The Usenet Oracle has pondered your question deeply. Your question was:

> I keep hearin' this talk about there bein' a Whore in the Middle East,
> and George Bush sendin' over hundreds and thousands of armies.  Ain't
> this kind of stupid?  I mean, we're spending hundreds and millions of
> bucks to get 'em there, and even if she wuz downright *free* it'd still
> be cheaper to use good old American hookers.  Can't be much savin' in
> that.
>
> Screw American!

And in response, thus spake the Oracle:

} Ah, but this is the famous Whore of Babylon -- the best in the world,
} reknowned in song and story and the Bible to boot.  Yep, American p*ssy
} is cheaper and of pretty damn good quality, but we're talking about the
} very best here.


193-09    (01215 dist, 4.1 mean)
Selected-By: Steve Kinzler <kinzler@cs.indiana.edu>

The Usenet Oracle has pondered your question deeply.
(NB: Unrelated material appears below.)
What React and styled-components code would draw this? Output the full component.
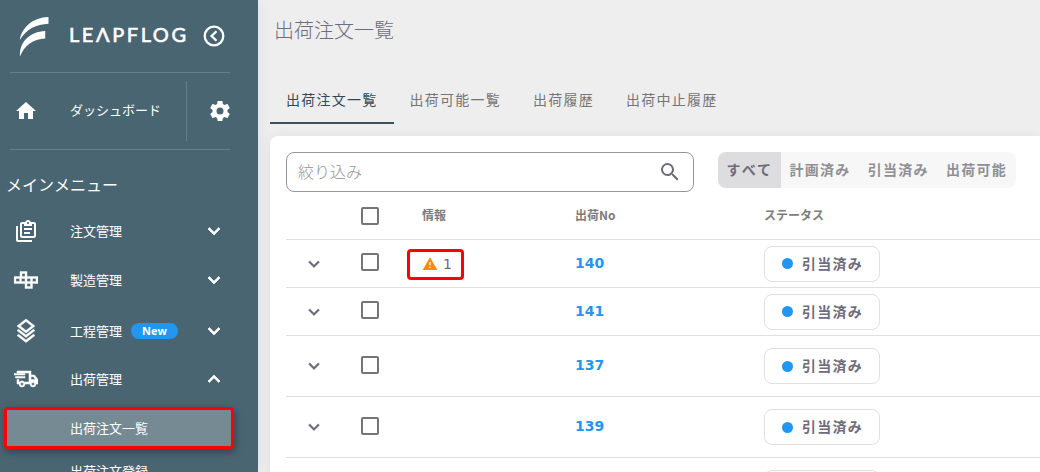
import React from "react";
import styled, { createGlobalStyle, css } from "styled-components";

const GlobalStyle = createGlobalStyle`
  * {
    box-sizing: border-box;
  }
  body {
    margin: 0;
    overflow: hidden;
    font-family: "Noto Sans CJK JP", sans-serif;
    font-kerning: none;
    background: #eeeeee;
  }
`;

const paths = {
  home: "M10,20V14H14V20H19V12H22L12,3L2,12H5V20H10Z",
  cog:
    "M12,15.5A3.5,3.5 0 0,1 8.5,12A3.5,3.5 0 0,1 12,8.5A3.5,3.5 0 0,1 15.5,12A3.5,3.5 0 0,1 12,15.5M19.43,12.97C19.47,12.65 19.5,12.33 19.5,12C19.5,11.67 19.47,11.34 19.43,11L21.54,9.37C21.73,9.22 21.78,8.95 21.66,8.73L19.66,5.27C19.54,5.05 19.27,4.96 19.05,5.05L16.56,6.05C16.04,5.66 15.5,5.32 14.87,5.07L14.5,2.42C14.46,2.18 14.25,2 14,2H10C9.75,2 9.54,2.18 9.5,2.42L9.13,5.07C8.5,5.32 7.96,5.66 7.44,6.05L4.95,5.05C4.73,4.96 4.46,5.05 4.34,5.27L2.34,8.73C2.21,8.95 2.27,9.22 2.46,9.37L4.57,11C4.53,11.34 4.5,11.67 4.5,12C4.5,12.33 4.53,12.65 4.57,12.97L2.46,14.63C2.27,14.78 2.21,15.05 2.34,15.27L4.34,18.73C4.46,18.95 4.73,19.03 4.95,18.95L7.44,17.94C7.96,18.34 8.5,18.68 9.13,18.93L9.5,21.58C9.54,21.82 9.75,22 10,22H14C14.25,22 14.46,21.82 14.5,21.58L14.87,18.93C15.5,18.67 16.04,18.34 16.56,17.94L19.05,18.95C19.27,19.03 19.54,18.95 19.66,18.73L21.66,15.27C21.78,15.05 21.73,14.78 21.54,14.63L19.43,12.97Z",
  chevron: "M7.41,8.58L12,13.17L16.59,8.58L18,10L12,16L6,10L7.41,8.58Z",
  search:
    "M9.5,3A6.5,6.5 0 0,1 16,9.5C16,11.11 15.41,12.59 14.44,13.73L14.71,14H15.5L20.5,19L19,20.5L14,15.5V14.71L13.73,14.44C12.59,15.41 11.11,16 9.5,16A6.5,6.5 0 0,1 3,9.5A6.5,6.5 0 0,1 9.5,3M9.5,5C7,5 5,7 5,9.5C5,12 7,14 9.5,14C12,14 14,12 14,9.5C14,7 12,5 9.5,5Z",
  checkbox:
    "M19,3H5C3.89,3 3,3.89 3,5V19A2,2 0 0,0 5,21H19A2,2 0 0,0 21,19V5C21,3.89 20.1,3 19,3M19,5V19H5V5H19Z",
  alert: "M13 14H11V9H13M13 18H11V16H13M1 21H23L12 2L1 21Z",
  layers:
    "M12,0L3,7L4.63,8.27L12,14L19.36,8.27L21,7L12,0M12,2.53L17.74,7L12,11.47L6.26,7L12,2.53M3,11.5L4.63,10.23L12,15.97L19.37,10.24L21,11.5L12,18.5L3,11.5M3,16.5L4.62,15.24L12,20.97L19.37,15.24L21,16.5L12,23.5L3,16.5Z",
  orders:
    "M4,7V21H18V23H4C2.9,23 2,22.1 2,21V7H4M20,3C21.1,3 22,3.9 22,5V17C22,18.1 21.1,19 20,19H8C6.9,19 6,18.1 6,17V5C6,3.9 6.9,3 8,3H11.18C11.6,1.84 12.7,1 14,1C15.3,1 16.4,1.84 16.82,3H20M14,3C13.45,3 13,3.45 13,4C13,4.55 13.45,5 14,5C14.55,5 15,4.55 15,4C15,3.45 14.55,3 14,3M10,7V5H8V17H20V5H18V7H10M10,9H18V11H10V9M10,13H16V15H10V13Z",
  blocks:
    "M6,3.5H13V8.5H24V15.5H18.5V20.5H11V15.5H0V8.5H6V3.5M8,5.5V8.5H11V5.5H8M2,10.5V13.5H5.5V10.5H2M7.5,10.5V13.5H11V10.5H7.5M13,10.5V13.5H16.5V10.5H13M18.5,10.5V13.5H22V10.5H18.5M13,15.5V18.5H16.5V15.5H13Z",
  truck:
    "M3,4H17V8H20.5L24,12.5V17H22A3,3 0 0,1 16,17H11A3,3 0 0,1 5,17H3V12.5H5V15H5.8A3,3 0 0,1 10.2,15H15V6H3V4M17,9.7V12.5H21.5L19.5,9.7H17M8,15.5A1.5,1.5 0 1,0 8,18.5A1.5,1.5 0 1,0 8,15.5M19,15.5A1.5,1.5 0 1,0 19,18.5A1.5,1.5 0 1,0 19,15.5M0,6.5H11V8H0V6.5M1.5,9.5H11V11H1.5V9.5Z"
};

const Icon = ({ name, size = 24, color = "#ffffff", flip, bold = 0 }) => (
  <Svg
    viewBox="0 0 24 24"
    $size={size}
    $color={color}
    $flip={flip}
    $bold={bold}
  >
    <path d={paths[name]} fillRule="evenodd" />
  </Svg>
);

const menu = [
  { icon: "orders", label: "注文管理", height: 48 },
  { icon: "blocks", label: "製造管理", height: 50, bold: 0.4 },
  { icon: "layers", label: "工程管理", height: 52, isNew: true, bold: 0.5 },
  { icon: "truck", label: "出荷管理", height: 44, open: true, bold: 0.5 }
];

const tabs = ["出荷注文一覧", "出荷可能一覧", "出荷履歴", "出荷中止履歴"];
const filters = ["すべて", "計画済み", "引当済み", "出荷可能"];

const orders = [
  { no: "140", height: 48, alerts: 1, status: "引当済み" },
  { no: "141", height: 48, status: "引当済み" },
  { no: "137", height: 61, status: "引当済み" },
  { no: "139", height: 61, status: "引当済み" },
  { no: "", height: 61, status: "" }
];

const Sidebar = () => (
  <Aside>
    <Brand>
      <Mark viewBox="0 0 30 41">
        <path d="M29.5 1V7.800C17 8.500 8 12.500 0.800 24C3 11 14 1.500 29.500 1Z" />
        <path d="M26.200 15V22.500C14 23 5.500 29 1 40.500C0 26 11 15.500 26.200 15Z" />
      </Mark>
      <BrandName>LEΛPFLOG</BrandName>
      <Collapse viewBox="0 0 22 22">
        <circle cx="11" cy="11" r="9.300" />
        <path d="M13.500 6.200L8.600 11L13.500 15.800" />
      </Collapse>
    </Brand>
    <Dashboard>
      <IconSlot>
        <Icon name="home" />
      </IconSlot>
      <DashboardLabel>ダッシュボード</DashboardLabel>
      <Settings>
        <Icon name="cog" />
      </Settings>
    </Dashboard>
    <MenuTitle>メインメニュー</MenuTitle>
    {menu.map(item => (
      <MenuItem key={item.label} $height={item.height}>
        <IconSlot>
          <Icon name={item.icon} bold={item.bold} />
        </IconSlot>
        <MenuLabel>{item.label}</MenuLabel>
        {item.isNew && <Badge>New</Badge>}
        <Toggle>
          <Icon name="chevron" flip={item.open} bold={0.7} />
        </Toggle>
      </MenuItem>
    ))}
    <SubMenu>
      <SubItem $active>出荷注文一覧</SubItem>
      <SubItem>出荷注文登録</SubItem>
    </SubMenu>
  </Aside>
);

const Row = ({ order }) => (
  <TableRow $height={order.height}>
    <Expand>
      <Icon name="chevron" size={22} color="#6e6b7b" bold={0.3} />
    </Expand>
    <Check>
      <Icon name="checkbox" color="#757575" />
    </Check>
    <Info>
      {order.alerts && (
        <AlertBox>
          <Icon name="alert" size={16} color="#fb8c00" />
          {order.alerts}
        </AlertBox>
      )}
    </Info>
    <OrderNo>{order.no}</OrderNo>
    <div>
      <Status>
        <Dot />
        {order.status}
      </Status>
    </div>
  </TableRow>
);

const App = () => (
  <>
    <GlobalStyle />
    <Page>
      <Sidebar />
      <Main>
        <Title>出荷注文一覧</Title>
        <Tabs>
          {tabs.map((tab, i) => (
            <Tab key={tab} $active={i === 0}>
              {tab}
            </Tab>
          ))}
        </Tabs>
        <Card>
          <Toolbar>
            <SearchField>
              <Placeholder>絞り込み</Placeholder>
              <Icon name="search" color="#6e6b7b" />
            </SearchField>
            <FilterGroup>
              {filters.map((filter, i) => (
                <Filter key={filter} $active={i === 0}>
                  {filter}
                </Filter>
              ))}
            </FilterGroup>
          </Toolbar>
          <TableHead>
            <span />
            <Icon name="checkbox" color="#757575" />
            <HeadCell>情報</HeadCell>
            <HeadCell>出荷No</HeadCell>
            <HeadCell>ステータス</HeadCell>
          </TableHead>
          {orders.map(order => (
            <Row key={order.no} order={order} />
          ))}
        </Card>
      </Main>
    </Page>
  </>
);

const Svg = styled.svg`
  display: block;
  flex: none;
  width: ${p => p.$size}px;
  height: ${p => p.$size}px;
  fill: ${p => p.$color};
  stroke: ${p => p.$color};
  stroke-width: ${p => p.$bold};
  transform: ${p => (p.$flip ? "rotate(180deg)" : "none")};
`;

const Page = styled.div`
  display: flex;
  height: 472px;
  overflow: hidden;
`;

const Aside = styled.aside`
  flex: 0 0 258px;
  background: #4a6572;
  color: #ffffff;
  box-shadow: 0 0 14px rgba(0, 0, 0, 0.07);
`;

const Brand = styled.div`
  display: flex;
  align-items: center;
  height: 73px;
  margin: 0 28px 0 10px;
  padding-left: 9px;
  border-bottom: 1px solid #64808c;
`;

const Mark = styled.svg`
  width: 30px;
  height: 41px;
  fill: #ffffff;
`;

const BrandName = styled.div`
  width: 134px;
  margin: -5px 0 0 20px;
  font: 400 20px/24px Lato, sans-serif;
  letter-spacing: 2.6px;
  white-space: nowrap;
  -webkit-text-stroke: 0.6px #ffffff;
`;

const Collapse = styled.svg`
  width: 22px;
  height: 22px;
  fill: none;
  stroke: #ffffff;
  stroke-width: 2.3;
`;

const Dashboard = styled.div`
  display: flex;
  align-items: center;
  height: 77px;
  margin: 0 28px 0 10px;
  border-bottom: 1px solid #64808c;
`;

const IconSlot = styled.div`
  width: 56px;
  padding-left: 4px;
`;

const DashboardLabel = styled.div`
  flex: 1;
  margin-left: 4px;
  padding-bottom: 4px;
  font-size: 13px;
`;

const Settings = styled.div`
  display: flex;
  align-items: center;
  justify-content: flex-end;
  width: 46px;
  height: 60px;
  margin-right: -2px;
  border-left: 1px solid #64808c;
`;

const MenuTitle = styled.div`
  height: 57px;
  padding: 22px 0 0 6px;
  font-size: 16px;
  line-height: 24px;
`;

const MenuItem = styled.div`
  display: flex;
  align-items: center;
  height: ${p => p.$height}px;
  padding: 0 32px 0 10px;
`;

const MenuLabel = styled.div`
  margin-left: 4px;
  padding-bottom: 2px;
  font-size: 13px;
`;

const Badge = styled.div`
  width: 47px;
  height: 16px;
  margin-left: 9px;
  border-radius: 8px;
  background: #2196f3;
  font: 700 11px/15px "Open Sans", sans-serif;
  text-align: center;
`;

const Toggle = styled.div`
  margin-left: auto;
`;

const SubMenu = styled.div`
  padding: 6px 4px 0;
`;

const SubItem = styled.div`
  display: flex;
  align-items: center;
  width: 230px;
  height: 42px;
  margin-bottom: 1px;
  padding: 0 0 2px 66px;
  font-size: 13px;
  ${p =>
    p.$active &&
    css`
      padding-left: 63px;
      border: 3px solid #ff0000;
      border-radius: 4px;
      background: #768a94;
      box-shadow: 1px 3px 8px rgba(0, 0, 0, 0.35);
    `}
`;

const Main = styled.main`
  flex: 1;
  min-width: 0;
  padding-left: 12px;
`;

const Title = styled.h1`
  margin: 0;
  height: 76px;
  padding: 15px 0 0 4px;
  color: #6e6b7b;
  font-size: 20px;
  font-weight: 300;
  line-height: 30px;
`;

const Tabs = styled.nav`
  display: flex;
  height: 48px;
`;

const Tab = styled.div`
  padding: 0 16px;
  border-bottom: 2px solid ${p => (p.$active ? "#3b515c" : "transparent")};
  color: ${p => (p.$active ? "#344955" : "#757575")};
  font-size: 14px;
  letter-spacing: 1.25px;
  line-height: 46px;
`;

const Card = styled.section`
  height: 400px;
  margin-top: 12px;
  padding: 16px 0 0 16px;
  border-radius: 8px 0 0 0;
  background: #ffffff;
  box-shadow: 0 0 12px rgba(0, 0, 0, 0.06);
`;

const Toolbar = styled.div`
  display: flex;
  align-items: flex-start;
  height: 40px;
`;

const SearchField = styled.div`
  display: flex;
  align-items: center;
  justify-content: space-between;
  width: 408px;
  height: 40px;
  padding: 0 11px;
  border: 1px solid #96949e;
  border-radius: 8px;
`;

const Placeholder = styled.span`
  padding-bottom: 3px;
  color: #939393;
  font-size: 16px;
  font-weight: 300;
`;

const FilterGroup = styled.div`
  display: flex;
  margin-left: 24px;
  overflow: hidden;
  border-radius: 8px;
`;

const Filter = styled.div`
  height: 36px;
  padding: 0 8.6px;
  background: ${p => (p.$active ? "#dddde0" : "#f7f7f7")};
  color: ${p => (p.$active ? "#6e6b7b" : "#8f8f96")};
  font-size: 14px;
  font-weight: 700;
  letter-spacing: 1.25px;
  line-height: 34px;
`;

const columns = css`
  display: grid;
  grid-template-columns: 72px 64px 153px 189px 1fr;
  align-items: center;
  border-bottom: 1px solid #e0e0e0;
`;

const TableHead = styled.div`
  ${columns}
  height: 48px;
`;

const HeadCell = styled.div`
  padding-bottom: 2px;
  color: #7c7c7c;
  font-size: 12px;
  font-weight: 700;
`;

const TableRow = styled.div`
  ${columns}
  height: ${p => p.$height}px;
`;

const Expand = styled.div`
  padding-left: 17px;
`;

const Check = styled.div`
  margin-top: -3px;
`;

const Info = styled.div`
  display: flex;
`;

const AlertBox = styled.div`
  display: flex;
  align-items: center;
  gap: 5px;
  width: 57px;
  height: 31px;
  margin: 1px 0 0 -15px;
  padding: 0 0 1px 12px;
  border: 3px solid #ff0000;
  border-radius: 4px;
  color: #6e6b7b;
  font: 400 14px "DejaVu Sans", sans-serif;
`;

const OrderNo = styled.div`
  padding-bottom: 2px;
  color: #2196f3;
  font: 700 14px "DejaVu Sans", sans-serif;
`;

const Status = styled.div`
  display: flex;
  align-items: center;
  width: 116px;
  height: 36px;
  padding: 0 0 2px 17px;
  border: 1px solid #e0e0e0;
  border-radius: 8px;
  color: #6e6b7b;
  font-size: 14px;
  font-weight: 700;
  letter-spacing: 1.25px;
`;

const Dot = styled.i`
  width: 11px;
  height: 11px;
  margin: 2px 9px 0 0;
  border-radius: 50%;
  background: #2196f3;
`;

export default App;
Your question was:

> What is the difference between software and hard water?

And in response, thus spake the Oracle:

} Bugs drown in hard water, but live forever in software.


193-10    (41211 dist, 2.3 mean)
Selected-By: Steve Kinzler <kinzler@cs.indiana.edu>

The Usenet Oracle has pondered your question deeply. Your question was:

> Are extra-crunchy mesquite-BBQ potato chips, even if fried in peanut
> oil, a Satanic snare?

And in response, thus spake the Oracle:

} Consider the following selection from the record "Gosh Wow, It's Satan!"
} by Blackened Sabbath.
}
} Oh boy!
} Oh boy!
} Let's sacrifice some mongooses to Satan!
} Let's do it now!
} Then he'll give us junk food!
} Junk food of the Devil!
} Gosh, Wow!
} Salt-covered Cheeze Balls
} Popcorn with Cyanide Chunks!
} Extra-crunchy Mesquite Barbecue Potato Chips
} Oooh Boooy!
}
} I think that the question is easy now.